Rhodes’s performance is remarkable on its own, but all the more impressive due to the ways it builds upon Moonlight’s other sections. This is a performance in which context augments its meaning, and serves as evidence of a close, trusting collaboration between a director and their cast. As Jenkins has said in recent interviews, he cast the adult versions of Chiron and Kevin first, and focused less on the younger Chirons’ physical resemblance than the potential for the actors’ eyes to communicate words left unsaid. As Jenkins told Film Comment,

“…they never rehearsed together, they never saw any dailies from the other actors…What I was concerned about was, when the camera’s on them and they’re not speaking, how’s this person going to emote? Are they going to try to externalize their emotions, or are we going to just feel the pain beneath the surface? The iceberg theory. They’re all iceberg actors, man.”

While several critics’ organizations around the country have honored Moonlight for its remarkable use of an ensemble for its triptych narrative, performance categories at major awards events like the Golden Globes and the Academy Awards do not exactly have ready means to recognize the interactive work of three performances to manifest one multifaceted character. As Mahershala Ali’s and Naomie Harris’s Golden Globe and Oscar nominations evince, even in “supporting” categories these ceremonies almost invariably maintain a tradition of recognizing single actors playing singular roles. Such is the convention of these awards, which, especially in the leading categories, seem to view the strength of a performance as potentially independent of the quality of a film ‐ e.g., Meryl Streep’s win for The Iron Lady ‐ rather than an important component of the inherently collaborative, selective process of filmmaking.
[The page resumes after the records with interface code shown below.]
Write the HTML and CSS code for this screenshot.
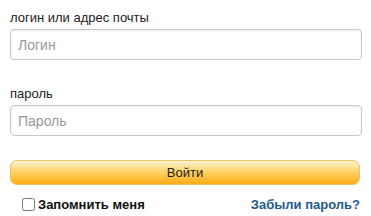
FILE: index.html
```html
<!DOCTYPE html>
<html lang="ru">
<head>
    <meta charset="UTF-8">
    <title>Вход</title>
    <link rel="stylesheet" href="styles.css">
</head>
<body>
    <form class="login-form">
        <label class="field-label" for="login">логин или адрес почты</label>
        <input class="field-input" type="text" id="login" placeholder="Логин">

        <label class="field-label second" for="password">пароль</label>
        <input class="field-input" type="password" id="password" placeholder="Пароль">

        <button class="submit-btn" type="button">Войти</button>

        <div class="form-bottom">
            <label class="remember">
                <input type="checkbox" class="remember-box">
                <span>Запомнить меня</span>
            </label>
            <a class="forgot" href="#">Забыли пароль?</a>
        </div>
    </form>
</body>
</html>
```

FILE: styles.css
```css
body {
    margin: 0;
    background-color: #fff;
    font-family: Arial, "Liberation Sans", sans-serif;
    font-size: 13px;
    color: #222;
}

.login-form {
    display: flex;
    flex-direction: column;
    padding: 10px 9px 0 10px;
}

.field-label {
    display: block;
    line-height: 15px;
    margin-bottom: 4px;
}

.field-label.second {
    margin-top: 26px;
}

.field-input {
    box-sizing: border-box;
    height: 31px;
    width: 100%;
    padding: 0 7px;
    border: 1px solid #c8c8c8;
    border-radius: 4px;
    box-shadow: inset 0 1px 2px rgba(0, 0, 0, 0.08);
    font-family: Arial, "Liberation Sans", sans-serif;
    font-size: 14px;
    color: #333;
    outline: none;
}

.field-input::placeholder {
    color: #999;
}

.submit-btn {
    box-sizing: border-box;
    height: 25px;
    width: 350px;
    margin-top: 24px;
    border: 1px solid #f0c060;
    border-radius: 7px;
    background: linear-gradient(to bottom, #fff4d6 0%, #fed46a 45%, #fcab14 100%);
    font-family: Arial, "Liberation Sans", sans-serif;
    font-size: 13px;
    color: #222;
    cursor: pointer;
}

.form-bottom {
    display: flex;
    justify-content: space-between;
    align-items: center;
    margin-top: 12px;
    padding: 0 2px 0 12px;
}

.remember {
    display: flex;
    align-items: center;
    gap: 3px;
    font-weight: bold;
    color: #111;
}

.remember-box {
    margin: 0;
    width: 13px;
    height: 13px;
}

.forgot {
    font-weight: bold;
    color: #1e5d8c;
    text-decoration: none;
}
```
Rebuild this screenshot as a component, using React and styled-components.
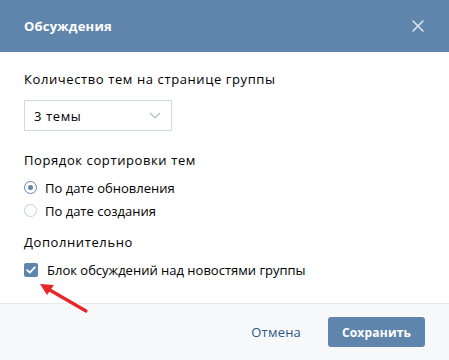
import React from 'react';
import styled, { createGlobalStyle } from 'styled-components';

const GlobalStyle = createGlobalStyle`
  html, body {
    margin: 0;
    padding: 0;
    background: #ffffff;
  }
  body {
    font-family: "Open Sans", "Liberation Sans", sans-serif;
    -webkit-font-smoothing: antialiased;
  }
`;

const Modal = styled.div`
  position: relative;
  width: 449px;
  height: 360px;
  display: flex;
  flex-direction: column;
  background: #ffffff;
  overflow: hidden;
`;

const Header = styled.div`
  height: 52px;
  flex-shrink: 0;
  background: #5f85ad;
  display: flex;
  align-items: center;
  justify-content: space-between;
  padding: 0 24px;
  box-sizing: border-box;
`;

const Title = styled.div`
  color: #ffffff;
  font-size: 13px;
  font-weight: 700;
  letter-spacing: 0.2px;
`;

const CloseButton = styled.button`
  width: 20px;
  height: 20px;
  border: 0;
  padding: 0;
  background: none;
  display: flex;
  align-items: center;
  justify-content: center;
  margin-right: -3px;
  cursor: pointer;
`;

const Body = styled.div`
  flex: 1;
  padding: 18px 24px 0;
  display: flex;
  flex-direction: column;
`;

const Label = styled.div`
  font-size: 13px;
  letter-spacing: 0.6px;
  color: #000000;
  line-height: 18px;
  margin-bottom: ${p => p.$gap}px;
`;

const Select = styled.div`
  width: 148px;
  height: 31px;
  box-sizing: border-box;
  border: 1px solid #d3d9de;
  display: flex;
  align-items: center;
  justify-content: space-between;
  padding: 0 10px 0 9px;
  font-size: 13px;
  letter-spacing: 0.6px;
  color: #000000;
  margin-bottom: 20px;
`;

const OptionRow = styled.div`
  display: flex;
  align-items: center;
  gap: 8px;
  height: 23px;
  font-size: 13px;
  color: #000000;
`;

const Radio = styled.span`
  width: 13px;
  height: 13px;
  box-sizing: border-box;
  border-radius: 50%;
  border: 1px solid ${p => (p.$checked ? '#5f85ad' : '#c5ced8')};
  display: flex;
  align-items: center;
  justify-content: center;
  &::after {
    content: '';
    width: 5px;
    height: 5px;
    border-radius: 50%;
    background: #5f85ad;
    display: ${p => (p.$checked ? 'block' : 'none')};
  }
`;

const RadioGroup = styled.div`
  display: flex;
  flex-direction: column;
  margin-bottom: 11px;
`;

const Checkbox = styled.span`
  width: 14px;
  height: 14px;
  border-radius: 2px;
  background: #5f85ad;
  display: flex;
  align-items: center;
  justify-content: center;
`;

const CheckRow = styled(OptionRow)`
  gap: 9px;
`;

const Footer = styled.div`
  height: 57px;
  flex-shrink: 0;
  background: #f7f8fa;
  border-top: 1px solid #e7e8ec;
  box-sizing: border-box;
  display: flex;
  align-items: center;
  justify-content: flex-end;
  padding: 0 24px 0 0;
  gap: 27px;
`;

const LinkButton = styled.button`
  border: 0;
  background: none;
  font-family: inherit;
  font-size: 13px;
  letter-spacing: 0.2px;
  color: #2a5885;
  padding: 0;
  cursor: pointer;
`;

const PrimaryButton = styled.button`
  width: 97px;
  height: 30px;
  border: 0;
  border-radius: 3px;
  background: #5f85ad;
  color: #ffffff;
  font-family: inherit;
  font-size: 12px;
  font-weight: 700;
  letter-spacing: 0.2px;
  cursor: pointer;
`;

const Arrow = styled.svg`
  position: absolute;
  left: 36px;
  top: 280px;
`;

export default function App() {
  return (
    <>
      <GlobalStyle />
      <Modal>
        <Header>
          <Title>Обсуждения</Title>
          <CloseButton>
            <svg width="12" height="12" viewBox="0 0 12 12">
              <path d="M1 1L11 11M11 1L1 11" stroke="#dbe4ee" strokeWidth="1.6" strokeLinecap="round" />
            </svg>
          </CloseButton>
        </Header>
        <Body>
          <Label $gap={12}>Количество тем на странице группы</Label>
          <Select>
            <span>3 темы</span>
            <svg width="12" height="7" viewBox="0 0 12 7">
              <path d="M1 1L6 6L11 1" fill="none" stroke="#a8b8c8" strokeWidth="1.1" />
            </svg>
          </Select>
          <Label $gap={7}>Порядок сортировки тем</Label>
          <RadioGroup>
            <OptionRow>
              <Radio $checked />
              <span>По дате обновления</span>
            </OptionRow>
            <OptionRow>
              <Radio />
              <span>По дате создания</span>
            </OptionRow>
          </RadioGroup>
          <Label $gap={7}>Дополнительно</Label>
          <CheckRow>
            <Checkbox>
              <svg width="10" height="8" viewBox="0 0 10 8">
                <path d="M1.2 4.2L3.8 6.6L8.8 1.4" fill="none" stroke="#ffffff" strokeWidth="1.8" strokeLinecap="round" strokeLinejoin="round" />
              </svg>
            </Checkbox>
            <span>Блок обсуждений над новостями группы</span>
          </CheckRow>
        </Body>
        <Footer>
          <LinkButton>Отмена</LinkButton>
          <PrimaryButton>Сохранить</PrimaryButton>
        </Footer>
        <Arrow width="56" height="36" viewBox="0 0 56 36">
          <path d="M50 31L12 9" stroke="#e8262a" strokeWidth="3.2" strokeLinecap="round" />
          <path d="M4 4L18 5L11 15Z" fill="#e8262a" />
        </Arrow>
      </Modal>
    </>
  );
}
A Casual Conversation with an Oscar Voter

Indeed, the mismatch between the leading role of a film like Moonlight and major awards’ performance categories speaks to larger issues in the potential for unconventional filmmaking to be more fully recognized by mainstream institutions like AMPAS. Awards norms are largely unfit to recognize certain inventive modes of performance, which in turn can limit our understanding and appreciation of an actor’s work as well as the boundary-pushing efforts of filmmakers working outside of Hollywood convention.

After two consecutive years with zero performers of color being nominated in acting categories and the under-recognition of accomplishments such as Creed and Selma, the #OscarsSoWhite campaign helped pressure AMPAS to rethink who is included and excluded amongst their ranks. The result was one of the most promising nomination rosters in Oscar history and a groundbreaking degree of recognition for persons of color who contribute to cinema both on and off screen.
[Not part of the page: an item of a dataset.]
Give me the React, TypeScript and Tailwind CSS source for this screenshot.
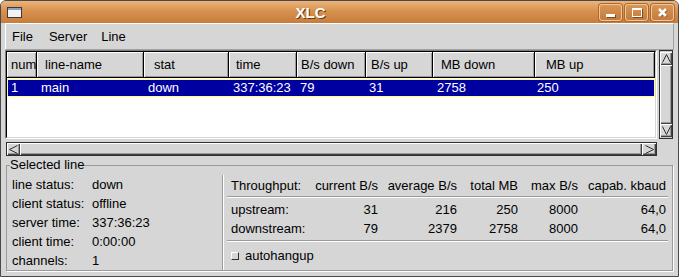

But celebrating this development uncritically risks overlooking how films by and about persons of color have long persisted outside of commercial, industrial, and institutional norms. In an industry that has a long history of excluding persons of color at all ranks, it should not be surprising that its means of recognizing itself have largely been organized around its own narrative, performance, aesthetic, and technical conventions. Films made by and about people excluded from this industry have had little reason to conform to these standards.

For example, African American independent cinema and independent films that center on African Americans have often played with or challenged boundaries between narrative and fiction, and adapted modes of performance to suit themes, ideas, and approaches to representation not available in mainstream commercial cinema, from the films of William Greaves to Marlon Riggs or through the lenses of Shirley Clarke and Jennie Livingston.
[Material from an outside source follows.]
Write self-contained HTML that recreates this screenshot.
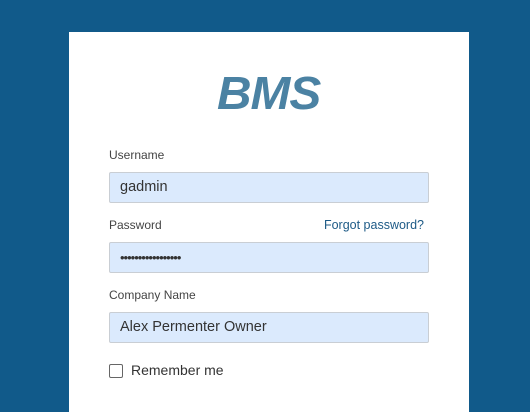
<!DOCTYPE html>
<html><head><style>
body{margin:0;width:530px;height:406px;background:#115a8a;overflow:hidden;font-family:"Liberation Sans",sans-serif;position:relative}
.card{position:absolute;left:69px;top:32px;width:400px;height:380px;background:#fff}
.logo{position:absolute;left:217px;top:66px;font-size:46px;font-weight:bold;font-style:italic;color:#4b82a3;letter-spacing:-1px;transform:scaleX(1.04);transform-origin:left}
.lbl{position:absolute;left:109px;font-size:12px;color:#444}
.in{position:absolute;left:109px;height:29px;background:#dbeafd;border:1px solid #c9ced4;border-radius:2px;font-size:14.5px;color:#333;line-height:29px;padding-left:10px;width:308px}
.fp{position:absolute;right:106px;top:218px;font-size:12.5px;color:#1d5a86}
.cb{position:absolute;left:109px;top:364px;width:12px;height:12px;border:1px solid #666;border-radius:2px}
.rm{position:absolute;left:131px;top:362px;font-size:14px;color:#333}
</style></head><body>
<div class="card"></div>
<div class="logo">BMS</div>
<div class="lbl" style="top:148px">Username</div>
<div class="in" style="top:172px">gadmin</div>
<div class="lbl" style="top:218px">Password</div>
<div class="fp">Forgot password?</div>
<div class="in" style="top:242px;font-size:13px;letter-spacing:-1px">•••••••••••••••••</div>
<div class="lbl" style="top:288px">Company Name</div>
<div class="in" style="top:312px">Alex Permenter Owner</div>
<div class="cb"></div>
<div class="rm">Remember me</div>
</body></html>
Such boundary-pushing work continued this year with Raoul Peck’s essay film I Am Not Your Negro. The Best Documentary category has long been governed by conservative notions about what nonfiction should be, which makes it all the more remarkable that Peck’s compendium of writer James Baldwin’s insights should find itself a contender this year. A major ingredient to I Am Not Your Negro is Samuel L. Jackson’s widely praised voice-over performance as Baldwin. Taking up more screen time than recordings of Baldwin himself, Jackson’s voice speaks slower and quieter than the Baldwin we know from his public persona, as if he is uttering forbidden words. The actor’s delivery suggests an intimate meeting with Baldwin, a glimpse into life inside Baldwin’s head or amongst his closest confidants, and thus a resurrection of the writer distinct from ‐ but not contradictory to ‐ Baldwin’s public presentation of self.

Unlike Jackson’s voice performances in Ken Burns’s documentaries, this is not a reading of history in quotes. Jackson’s voice is essential to Peck’s effort to make Baldwin’s incisive words resonate loudly in the present, and heralds a departure for an actor regularly hired to speak at a higher volume. Indeed, Peck hired Jackson to “embody” Baldwin “in hushed yet propulsive tones.” As with many actors who play important historical figures, Jackson’ performance is less an imitation than an invocation, a performance built not so much on semblance than through channeling the spirit of a person both as we know him and as he may have known himself. But unlike many, many actors who portray famous historical figures, a performance like Jackson’s certainly has no precedent for being recognized at the Oscars, as no such nomination has occurred for a performer in a nonfiction film.

In including Baldwin’s searing commentary on Hollywood from his vital book of film criticism The Devil Finds Work, I Am Not Your Negroin Andrew Chan’s words ‐ “reimagine[s] cinematic history as a site of racial excavation,” finding in Hollywood a clear illustration of how white America sees itself as well as those who are excluded from it. With regards to Stepin Fetchit and other bigoted archetypes, Jackson’s Baldwin observes, “I did not know anybody like them.” In the face of eternal images of John Wayne killing Native Americans, Jackson’s Baldwin summarizes the broken romance of the American West: “They thought vengeance was theirs to take.” The film’s juxtaposition of The Pajama Game with Jackson/Baldwin’s commentary provides a striking moving image demonstration of Baldwin’s gift for stopping moments in time, stretching them out, and allowing the reader to see things as they are instead of the way they are designed to be seen. Hollywood, for Baldwin and I Am Not Your Negro, has worked in service of how white America would like itself to be seen, and Hollywood’s recognition of the work of African Americans has long taken place within these terms. To recognize films that do not presume this subjectivity, then, places Hollywood in conflict with its categorical limits.

Now that the contributions of persons of color to many aspects of filmmaking are beginning to be recognized by AMPAS, it is important to consider how the categorization practices of awards ceremonies do not easily accommodate works that seek to challenge and expand cinematic norms in both form and content. An inclusive and diverse Oscar ceremony is not only a matter of whose work is recognized, but how to recognize work that exists outside or in between categories of consideration that are rooted in a long-exclusive Hollywood. As one of the most prominent and visible categories of recognition and representation, performance awards put on display both the potential and the hurdles of what it would really mean to make the Oscars more inclusive.